═════ INPUT ROWS ═════

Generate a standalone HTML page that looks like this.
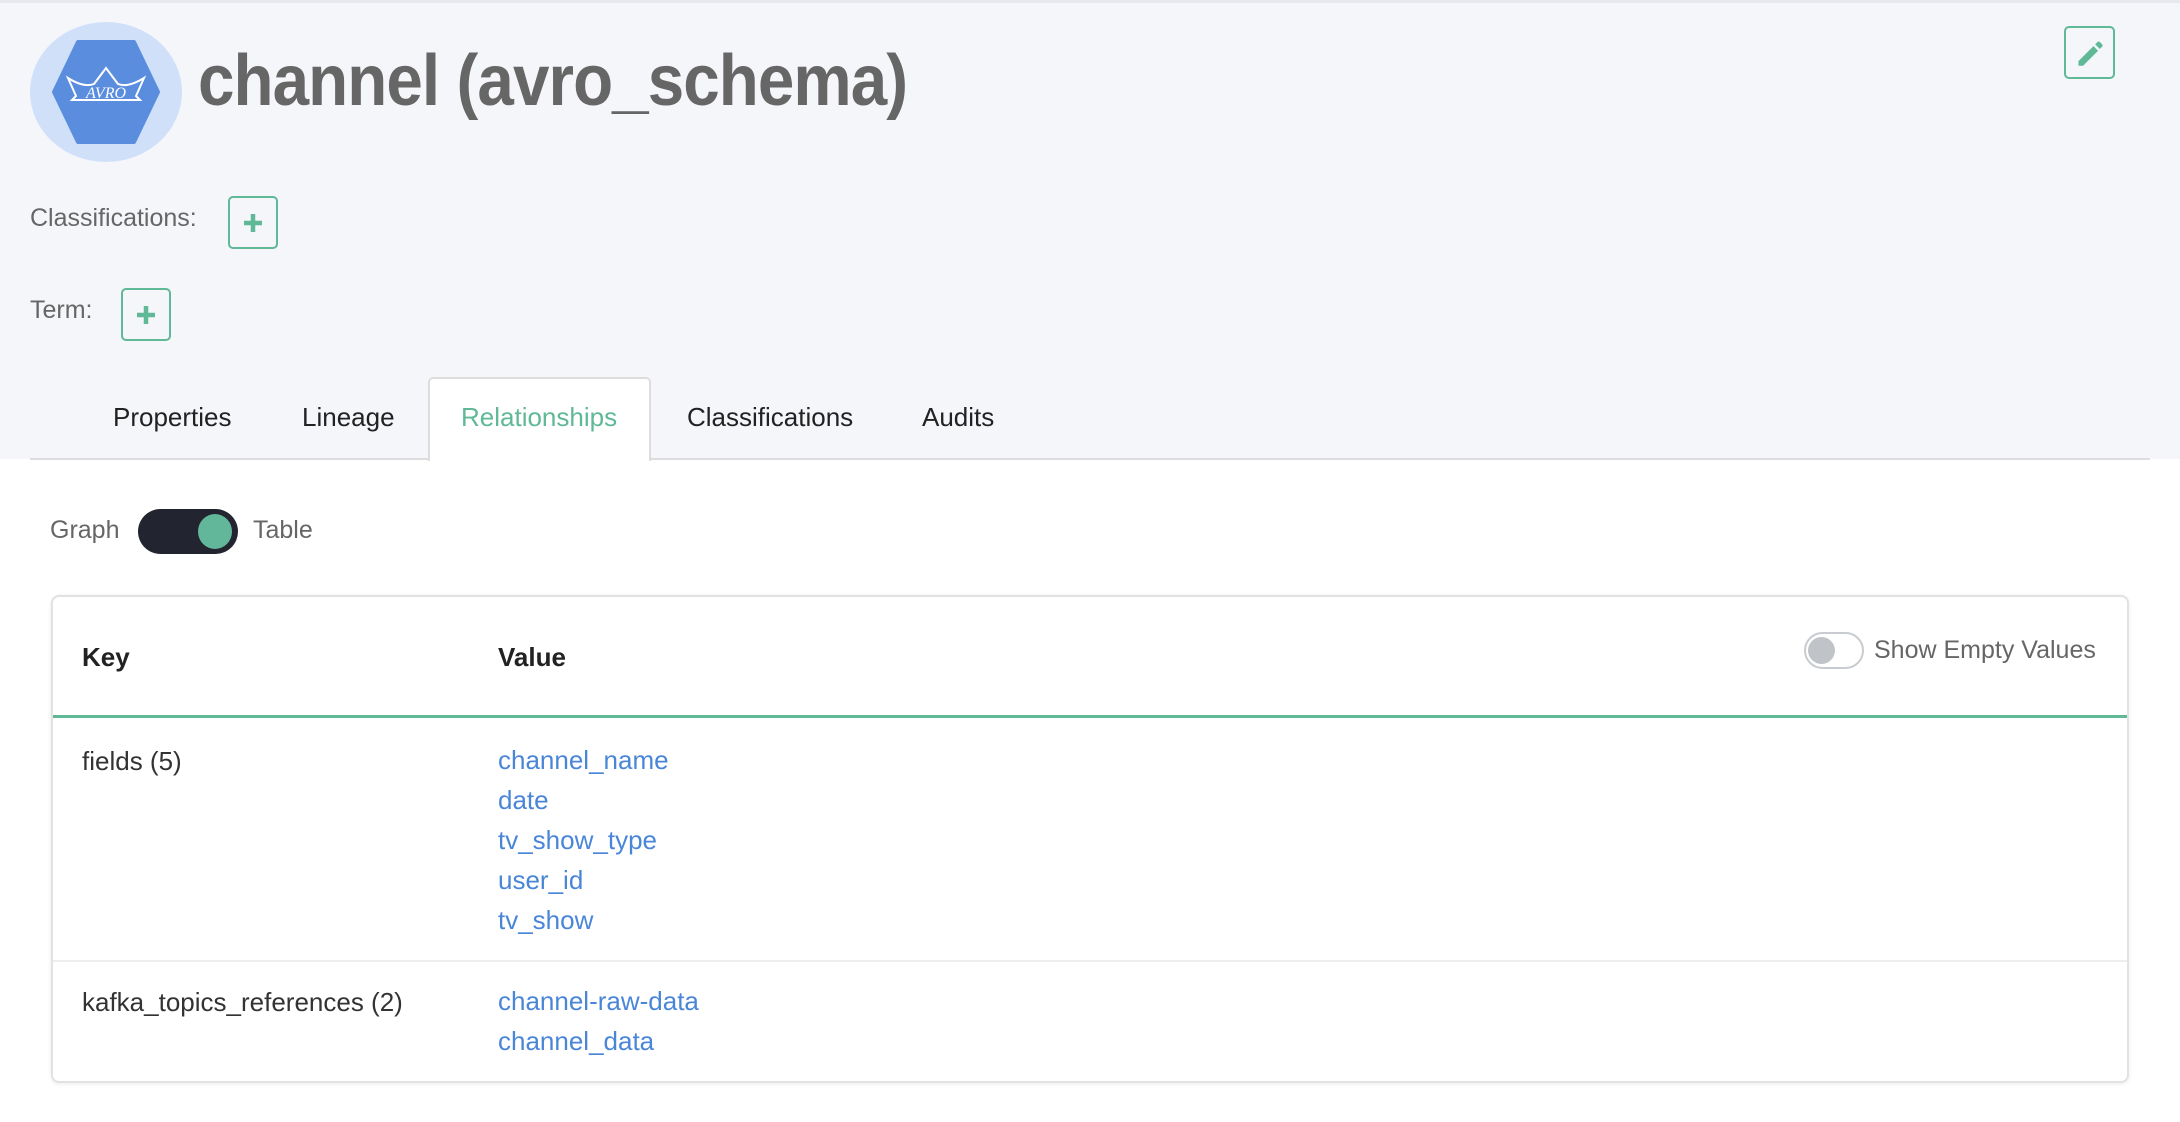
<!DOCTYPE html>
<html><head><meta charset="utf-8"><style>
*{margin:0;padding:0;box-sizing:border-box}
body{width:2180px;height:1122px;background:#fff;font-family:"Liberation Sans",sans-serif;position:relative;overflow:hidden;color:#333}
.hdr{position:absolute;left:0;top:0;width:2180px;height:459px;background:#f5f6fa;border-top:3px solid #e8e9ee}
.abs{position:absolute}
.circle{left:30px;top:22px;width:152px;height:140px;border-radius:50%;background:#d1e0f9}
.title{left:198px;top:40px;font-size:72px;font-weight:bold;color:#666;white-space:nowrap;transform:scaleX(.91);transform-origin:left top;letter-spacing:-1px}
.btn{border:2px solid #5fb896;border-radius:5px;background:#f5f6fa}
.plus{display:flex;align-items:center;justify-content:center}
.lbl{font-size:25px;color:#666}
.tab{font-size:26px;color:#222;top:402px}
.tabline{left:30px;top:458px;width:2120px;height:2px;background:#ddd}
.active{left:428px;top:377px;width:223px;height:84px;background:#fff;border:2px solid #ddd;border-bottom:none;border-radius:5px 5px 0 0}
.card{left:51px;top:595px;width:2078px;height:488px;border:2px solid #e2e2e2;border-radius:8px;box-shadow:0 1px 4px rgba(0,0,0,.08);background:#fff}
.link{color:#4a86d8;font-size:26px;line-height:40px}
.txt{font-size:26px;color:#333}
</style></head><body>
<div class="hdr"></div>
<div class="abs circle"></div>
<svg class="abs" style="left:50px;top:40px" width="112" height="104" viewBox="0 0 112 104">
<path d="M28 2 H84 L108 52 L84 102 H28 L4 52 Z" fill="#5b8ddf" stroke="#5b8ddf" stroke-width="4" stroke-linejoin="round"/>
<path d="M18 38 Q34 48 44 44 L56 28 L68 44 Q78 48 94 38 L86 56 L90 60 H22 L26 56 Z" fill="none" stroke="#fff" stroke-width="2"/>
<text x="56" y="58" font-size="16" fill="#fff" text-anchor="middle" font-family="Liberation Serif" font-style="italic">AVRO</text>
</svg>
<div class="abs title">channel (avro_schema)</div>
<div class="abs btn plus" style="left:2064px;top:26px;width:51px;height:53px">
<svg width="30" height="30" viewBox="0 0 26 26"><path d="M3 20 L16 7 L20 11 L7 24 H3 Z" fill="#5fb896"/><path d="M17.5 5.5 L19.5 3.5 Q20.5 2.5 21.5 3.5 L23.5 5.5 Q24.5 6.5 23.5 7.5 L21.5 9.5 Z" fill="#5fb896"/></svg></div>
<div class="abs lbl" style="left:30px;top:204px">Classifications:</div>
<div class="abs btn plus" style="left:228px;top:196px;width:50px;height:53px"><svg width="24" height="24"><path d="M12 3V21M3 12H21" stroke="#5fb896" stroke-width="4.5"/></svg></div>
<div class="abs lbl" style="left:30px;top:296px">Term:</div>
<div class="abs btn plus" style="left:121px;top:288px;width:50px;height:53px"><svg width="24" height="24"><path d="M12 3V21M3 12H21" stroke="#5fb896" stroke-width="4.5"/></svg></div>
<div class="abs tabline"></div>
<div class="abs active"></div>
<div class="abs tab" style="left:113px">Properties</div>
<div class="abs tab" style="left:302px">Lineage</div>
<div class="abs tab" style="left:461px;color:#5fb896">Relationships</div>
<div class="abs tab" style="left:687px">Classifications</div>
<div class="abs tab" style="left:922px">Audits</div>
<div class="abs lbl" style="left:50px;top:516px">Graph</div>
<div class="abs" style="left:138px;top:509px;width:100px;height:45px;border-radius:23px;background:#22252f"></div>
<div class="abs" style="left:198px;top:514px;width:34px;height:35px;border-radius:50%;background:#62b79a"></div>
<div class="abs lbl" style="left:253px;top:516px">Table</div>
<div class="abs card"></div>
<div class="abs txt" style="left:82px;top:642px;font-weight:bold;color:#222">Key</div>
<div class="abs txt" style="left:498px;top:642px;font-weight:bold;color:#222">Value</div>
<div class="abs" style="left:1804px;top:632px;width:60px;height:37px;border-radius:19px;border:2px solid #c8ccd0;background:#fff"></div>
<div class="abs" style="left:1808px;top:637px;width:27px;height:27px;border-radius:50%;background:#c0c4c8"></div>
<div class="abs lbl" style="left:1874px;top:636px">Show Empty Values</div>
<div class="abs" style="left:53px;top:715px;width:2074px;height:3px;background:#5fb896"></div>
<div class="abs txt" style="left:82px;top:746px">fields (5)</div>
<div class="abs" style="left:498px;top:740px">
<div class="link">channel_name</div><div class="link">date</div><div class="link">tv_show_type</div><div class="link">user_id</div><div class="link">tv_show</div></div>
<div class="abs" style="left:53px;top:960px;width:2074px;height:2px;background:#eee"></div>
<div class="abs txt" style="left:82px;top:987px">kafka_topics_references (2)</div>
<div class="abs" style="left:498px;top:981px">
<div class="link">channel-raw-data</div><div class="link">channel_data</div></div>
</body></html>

═════
═════ INPUT ROWS ═════

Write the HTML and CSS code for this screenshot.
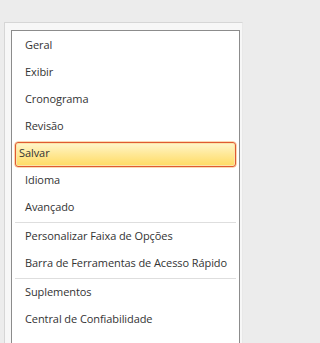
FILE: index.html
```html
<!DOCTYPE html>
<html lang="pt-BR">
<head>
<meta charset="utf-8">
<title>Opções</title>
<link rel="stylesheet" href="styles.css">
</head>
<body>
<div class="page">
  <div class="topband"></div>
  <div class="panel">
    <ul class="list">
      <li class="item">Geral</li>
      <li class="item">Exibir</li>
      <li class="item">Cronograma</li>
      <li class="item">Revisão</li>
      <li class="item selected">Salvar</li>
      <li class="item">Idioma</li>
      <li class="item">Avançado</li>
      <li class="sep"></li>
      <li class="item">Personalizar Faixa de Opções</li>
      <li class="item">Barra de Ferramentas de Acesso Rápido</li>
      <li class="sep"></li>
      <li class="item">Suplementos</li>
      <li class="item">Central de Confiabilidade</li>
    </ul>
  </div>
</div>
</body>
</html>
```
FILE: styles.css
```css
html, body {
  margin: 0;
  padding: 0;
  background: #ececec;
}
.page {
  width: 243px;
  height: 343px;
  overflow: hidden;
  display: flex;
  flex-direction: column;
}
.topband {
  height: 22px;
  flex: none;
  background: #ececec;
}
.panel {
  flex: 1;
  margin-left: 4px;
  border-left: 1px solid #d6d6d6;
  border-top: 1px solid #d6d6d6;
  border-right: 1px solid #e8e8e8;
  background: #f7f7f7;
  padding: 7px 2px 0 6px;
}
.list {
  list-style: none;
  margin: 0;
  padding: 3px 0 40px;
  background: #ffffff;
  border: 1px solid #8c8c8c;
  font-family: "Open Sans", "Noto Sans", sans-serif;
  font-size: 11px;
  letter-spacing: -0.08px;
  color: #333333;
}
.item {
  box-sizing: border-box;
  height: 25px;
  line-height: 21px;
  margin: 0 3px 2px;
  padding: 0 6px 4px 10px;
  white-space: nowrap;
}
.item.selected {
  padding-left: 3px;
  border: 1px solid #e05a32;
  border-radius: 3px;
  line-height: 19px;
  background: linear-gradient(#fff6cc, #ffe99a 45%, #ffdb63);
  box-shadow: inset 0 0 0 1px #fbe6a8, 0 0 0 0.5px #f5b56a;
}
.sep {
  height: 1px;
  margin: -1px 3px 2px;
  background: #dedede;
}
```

═════

Which lines contain the word "page"? Return each of them.

Generate a standalone HTML page that looks like this.
<div class="page">
.page {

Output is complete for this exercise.